Com a chuva que caiu no
domingo, algumas pessoas optaram por aparecer apenas no final da tarde, o
que promoveu um esvaziamento em algumas salas e oficinas, mas nada que
fosse tão grave a ponto de não haver ninguém para uma determinada
atividade.
Uma surpresa boa foi a participação da Professora Vitória Lima, mãe de Thaïs Gualberto
(Coletivo WC). A Prof. Vitória esteve durante a tarde de domingo em
quase todas as atividades do evento, e fez questão de dizer que em suas
estantes sempre os quadrinhos tiveram vez, e que Thaïs cresceu tendo
essa grande proximidade com a nona arte.
No mais, ressalto a mediação dos jornalistas Renato Félix e Audaci Jr.

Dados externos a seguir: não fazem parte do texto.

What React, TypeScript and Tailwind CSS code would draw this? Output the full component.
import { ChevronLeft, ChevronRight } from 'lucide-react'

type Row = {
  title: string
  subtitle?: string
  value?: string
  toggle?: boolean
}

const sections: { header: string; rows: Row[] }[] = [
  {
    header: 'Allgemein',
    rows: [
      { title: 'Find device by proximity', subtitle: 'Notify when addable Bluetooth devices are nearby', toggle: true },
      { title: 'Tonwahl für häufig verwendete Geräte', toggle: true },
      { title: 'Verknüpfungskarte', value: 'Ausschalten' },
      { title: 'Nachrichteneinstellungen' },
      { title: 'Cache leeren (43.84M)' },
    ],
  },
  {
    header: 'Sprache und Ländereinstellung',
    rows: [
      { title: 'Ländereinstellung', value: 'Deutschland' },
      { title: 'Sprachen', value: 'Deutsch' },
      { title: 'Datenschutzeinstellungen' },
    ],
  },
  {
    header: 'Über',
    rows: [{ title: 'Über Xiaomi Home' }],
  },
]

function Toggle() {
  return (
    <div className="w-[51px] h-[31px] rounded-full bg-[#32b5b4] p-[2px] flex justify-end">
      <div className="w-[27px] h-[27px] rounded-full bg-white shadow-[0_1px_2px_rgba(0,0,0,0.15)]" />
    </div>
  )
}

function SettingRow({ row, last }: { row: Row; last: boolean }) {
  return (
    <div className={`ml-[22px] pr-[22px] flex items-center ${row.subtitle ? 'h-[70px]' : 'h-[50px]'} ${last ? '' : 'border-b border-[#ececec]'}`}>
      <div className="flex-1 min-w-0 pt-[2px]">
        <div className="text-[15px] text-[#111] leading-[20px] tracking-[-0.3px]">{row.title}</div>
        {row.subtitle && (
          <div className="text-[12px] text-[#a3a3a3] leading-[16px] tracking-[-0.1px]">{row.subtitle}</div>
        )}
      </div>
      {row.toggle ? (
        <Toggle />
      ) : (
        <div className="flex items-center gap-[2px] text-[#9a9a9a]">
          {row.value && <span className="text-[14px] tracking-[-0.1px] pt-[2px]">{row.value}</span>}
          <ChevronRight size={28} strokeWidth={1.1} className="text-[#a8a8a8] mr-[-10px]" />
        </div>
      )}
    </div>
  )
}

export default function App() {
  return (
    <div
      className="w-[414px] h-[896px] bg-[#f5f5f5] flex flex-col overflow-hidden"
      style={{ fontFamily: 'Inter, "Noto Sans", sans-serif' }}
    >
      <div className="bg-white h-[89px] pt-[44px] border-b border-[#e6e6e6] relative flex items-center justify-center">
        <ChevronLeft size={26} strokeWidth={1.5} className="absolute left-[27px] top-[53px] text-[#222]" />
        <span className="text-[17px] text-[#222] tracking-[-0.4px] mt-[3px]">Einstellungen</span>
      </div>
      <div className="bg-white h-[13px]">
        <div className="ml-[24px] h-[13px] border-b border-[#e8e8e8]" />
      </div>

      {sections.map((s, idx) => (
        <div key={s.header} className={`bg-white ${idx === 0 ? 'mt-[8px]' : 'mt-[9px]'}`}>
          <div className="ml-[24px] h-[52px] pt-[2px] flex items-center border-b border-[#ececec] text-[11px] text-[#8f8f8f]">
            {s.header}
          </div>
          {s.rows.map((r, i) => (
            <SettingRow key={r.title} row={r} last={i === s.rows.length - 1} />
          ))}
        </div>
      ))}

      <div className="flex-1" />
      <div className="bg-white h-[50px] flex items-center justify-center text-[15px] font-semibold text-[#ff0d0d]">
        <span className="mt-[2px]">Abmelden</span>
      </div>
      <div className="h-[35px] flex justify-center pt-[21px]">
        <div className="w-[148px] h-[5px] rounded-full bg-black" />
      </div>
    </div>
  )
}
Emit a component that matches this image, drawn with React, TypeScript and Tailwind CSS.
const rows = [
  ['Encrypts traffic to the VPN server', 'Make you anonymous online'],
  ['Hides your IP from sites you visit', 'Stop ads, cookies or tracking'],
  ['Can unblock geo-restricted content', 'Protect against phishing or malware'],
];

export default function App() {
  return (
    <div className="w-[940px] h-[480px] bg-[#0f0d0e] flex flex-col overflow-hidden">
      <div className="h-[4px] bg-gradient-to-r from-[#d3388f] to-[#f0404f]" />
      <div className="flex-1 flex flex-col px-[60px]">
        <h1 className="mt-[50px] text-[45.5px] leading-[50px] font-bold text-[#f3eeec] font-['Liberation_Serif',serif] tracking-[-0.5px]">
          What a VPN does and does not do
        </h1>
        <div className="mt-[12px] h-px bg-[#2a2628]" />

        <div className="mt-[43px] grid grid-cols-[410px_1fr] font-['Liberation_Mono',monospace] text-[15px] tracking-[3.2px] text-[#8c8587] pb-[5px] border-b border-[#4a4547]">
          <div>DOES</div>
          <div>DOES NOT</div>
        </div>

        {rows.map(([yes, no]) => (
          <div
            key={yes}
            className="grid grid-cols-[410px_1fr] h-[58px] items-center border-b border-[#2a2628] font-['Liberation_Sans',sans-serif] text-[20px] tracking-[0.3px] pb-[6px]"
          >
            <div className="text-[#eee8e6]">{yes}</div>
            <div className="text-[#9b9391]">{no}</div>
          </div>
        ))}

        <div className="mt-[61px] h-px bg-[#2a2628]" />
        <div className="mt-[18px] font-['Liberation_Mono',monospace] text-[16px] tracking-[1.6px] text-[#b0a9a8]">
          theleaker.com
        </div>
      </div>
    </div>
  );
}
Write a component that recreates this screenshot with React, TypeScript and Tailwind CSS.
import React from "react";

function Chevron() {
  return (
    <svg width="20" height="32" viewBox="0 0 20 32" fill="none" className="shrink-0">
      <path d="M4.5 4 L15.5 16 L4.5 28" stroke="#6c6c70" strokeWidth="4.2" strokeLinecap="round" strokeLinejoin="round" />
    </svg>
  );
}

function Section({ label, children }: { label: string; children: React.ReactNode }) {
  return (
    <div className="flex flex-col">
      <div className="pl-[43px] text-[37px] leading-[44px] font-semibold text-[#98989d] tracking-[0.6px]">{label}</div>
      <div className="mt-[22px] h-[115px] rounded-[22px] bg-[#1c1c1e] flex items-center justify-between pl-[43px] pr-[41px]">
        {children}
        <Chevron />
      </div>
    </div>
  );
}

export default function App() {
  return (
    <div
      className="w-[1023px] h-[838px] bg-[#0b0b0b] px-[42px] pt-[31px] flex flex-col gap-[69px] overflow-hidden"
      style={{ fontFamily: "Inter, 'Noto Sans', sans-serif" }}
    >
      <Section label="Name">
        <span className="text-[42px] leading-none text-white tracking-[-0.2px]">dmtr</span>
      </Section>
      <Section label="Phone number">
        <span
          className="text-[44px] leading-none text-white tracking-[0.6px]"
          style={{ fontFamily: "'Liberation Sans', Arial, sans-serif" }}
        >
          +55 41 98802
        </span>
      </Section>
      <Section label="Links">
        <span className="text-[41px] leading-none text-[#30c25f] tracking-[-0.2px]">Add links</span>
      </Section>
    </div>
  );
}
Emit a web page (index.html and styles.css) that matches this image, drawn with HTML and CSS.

nas mesas-redondas, mostrando conhecimento profundo sobre cada
convidado e sabendo tirar deles depoimentos relevantes e lembranças
curiosas, levando os fãs ao deleite.
Em
sua primeira empreitada de fôlego – e mesmo com a limitação de ter que
fazer quase tudo sozinho -, Manassés provou que está mais do que
credenciado para produzir eventos de médio a grande porte.